I have logs of all queries that result in an error - there are a few different queries that cause a deadlock. I think I know which table is locked because I see the problematic queries they are trying to affect - if that’s how it works.

Are you saying that in your case SELECT queries were causing deadlocks? I’ve never seen a SELECT causing a deadlock in my case - it’s always insert, update or delete.

For example, there was an insert to the product table, then an update on all rows in this table to update a calculated column - the update takes about 1 second but if another thread tries to do the same - insert and then do the update - while the first update is still running the deadlock occurs. I managed to solve this by moving the update after the end of the transaction. Now there are very few problematic queries and I’ll be trying to improve them but what I’m asking here is more about dealing with deadlocks and restarting the transactions in the application code.

What database engine are you using for the tables concerned?

Innodb.

No, in my case the SELECT was killed because it had to wait too long for the prior transaction which had a lock on the table to finish. So by telling the SELECT you can read uncommitted data, we got around that issue.

Hmm, you have to update all rows for a table because it stores a calculated result? I’ve never been much of a fan for storing calculated results (especially ones that have to be updated routinely; unless used for reporting only purposes that can run off hours, or that could be updated off hours instead of in real-time). IMO, that is probably a design issue that should be analyzed to see how feasible it would be to remove that calculated column and do the calculation in the getter of that object’s property.

But seeing how, it is what it is, this will not be an easy to avoid situation when you have multiple users invoking similar transactions against your database. As any query that must update ALL rows, is going to lock the entire table, thus preventing a second user from running a similar transaction (regardless how fast it is – as eventually it will slow down as the number of records grow over time). I’ve prevented users from being able to invoke simultaneous requests that would be long running by creating a queue and then processing them in FIFO (First In First Out), but that is usually a pretty big over-haul too when working with an existing code base.

The gist of the queue (when I wrote it many years ago was), User sends a request for a known long running or a lock intensive query.
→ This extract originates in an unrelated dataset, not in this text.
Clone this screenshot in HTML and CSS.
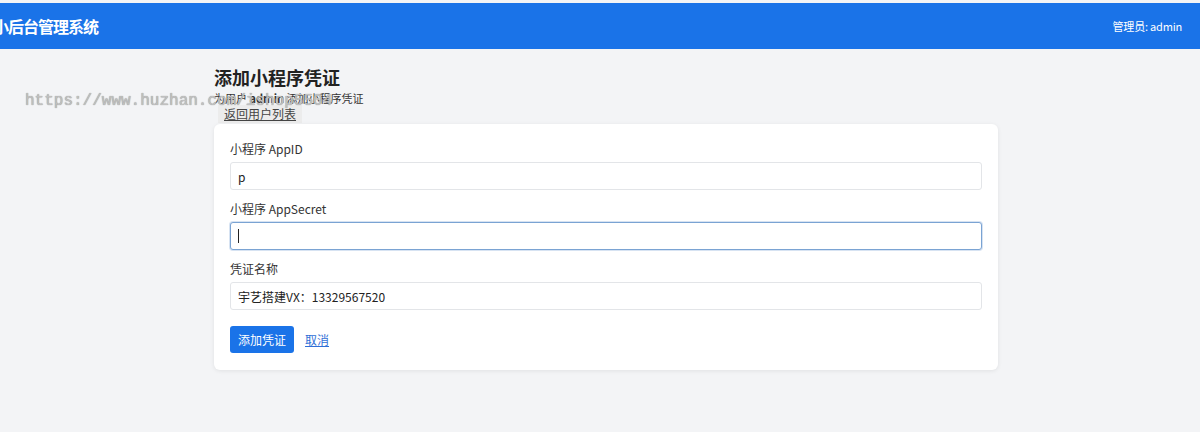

They send it to the Queue Manager, the Queue Manager gives them an ID they can use to check if the status of their query (Pending, In Progress, Completed, Failed). The calling application is then in charge of keeping the user updated (think “Please wait while we process your request…” that refreshes X seconds so it can check the status of the queued request). The Queue Manager processes each item in its queue every minute/whatever time frame is acceptable, and updates the ID associated with the last request to Completed/Failed accordingly. The calling application sees Completed/Failed and shows the user the appropriate Success/Failure message.

Granted, you can still have dead-locks with items that are not process intensive and are not using this manager (which is ultimately, why I gave up on continuing it and instead looked into why the queries were intensive to begin with and did they really need to be?). The manager slows down any process that isn’t resource intensive, so that isn’t cool, so overall, it was never really a good solution, but rather a lesson learned that one should look into why their query/transaction is locking the tables for longer than need be. Updating ALL rows is something that should be looked into.

Hope that helps.

If you’re on PHP >= 5.3 you could use anonymous functions as callbacks. Something like


<?php
$this->db->transactional(function($db) {
    $db->insert('stuff');
    $db->update('stuff');
    $db->delete('stuff');
});

where transactional is something like:


<?php
class MyDatabase
{
   // ...
   public function transactional($callback)
   {
       for ($i = 0; $i < 3; $i++)
       {
           try {
               $this->beginTransaction();
               $callback($this);
               $this->commit();
           } catch (MyDeadlockDetectedException $e) {
               if ($i == 2)
               {
                   // throw exception if happens 3 times in a row
                   throw $e;
               }
               // Also, may want to sleep() for a bit here to give
               // db some breathing space
           }
       }
   }
}

Off Topic:

If you ever need to write something like this again you may want to look in to beanstalkd or similar to just keep on processing all the time in a queue with no overlap, guaranteed. And no need for cron-esque juggling of data :slight_smile:

It was actually a .NET system (the idea can easily cross platforms, but keep in mind, it isn’t a guaranteed solution, the issue will likely crop back up somewhere else), and so I used a Windows Service so it could be event driven (something was sent to the queue, timed interval, constant run, etc). I really like Windows Services in .NET, they are a lot of fun to code and can be utilized for all sorts of long running processes.

So I suppose my case is a bit different because I don’t see any selects being killed.

I’d be happy to get rid of updating all the rows if I could achieve what I want in a different way, unfortunately doing the calculation in the getter is of no use and it wouldn’t even be possible without reading all rows in the table. This is a calculated integer column that I use to simulate the missing feature of being able to order result in a natural sorting algorithm, so for example Product A5 Black comes before Product A10. I have a stored procedure that reads all product names and then updates the indexed name_sort column with a numeric value and then I just use an ORDER BY name_sort and natural sorting is done lightning fast on the live site. Since adding a new product or changing product name doesn’t happen very often waiting 1 second for the update is no problem at all - and having other threads to wait until the update is finished is no problem, either. Most probably my mistake was to run this procedure inside a transaction since I can’t see how two separate transactions updating all rows can successfully complete when run at the same time (my desired behaviour is for the latter one to wait until the first one finishes).

As a last resort I can implement a much simpler version of queuing - I can create a simple class that - in case of multiple users trying to add or update a product - will cause the subsequent scripts to sleep until the first action is finished, by using lock files.

Hey, that is very clever! I’m on PHP 5.3 so I might actually use that idea, thanks!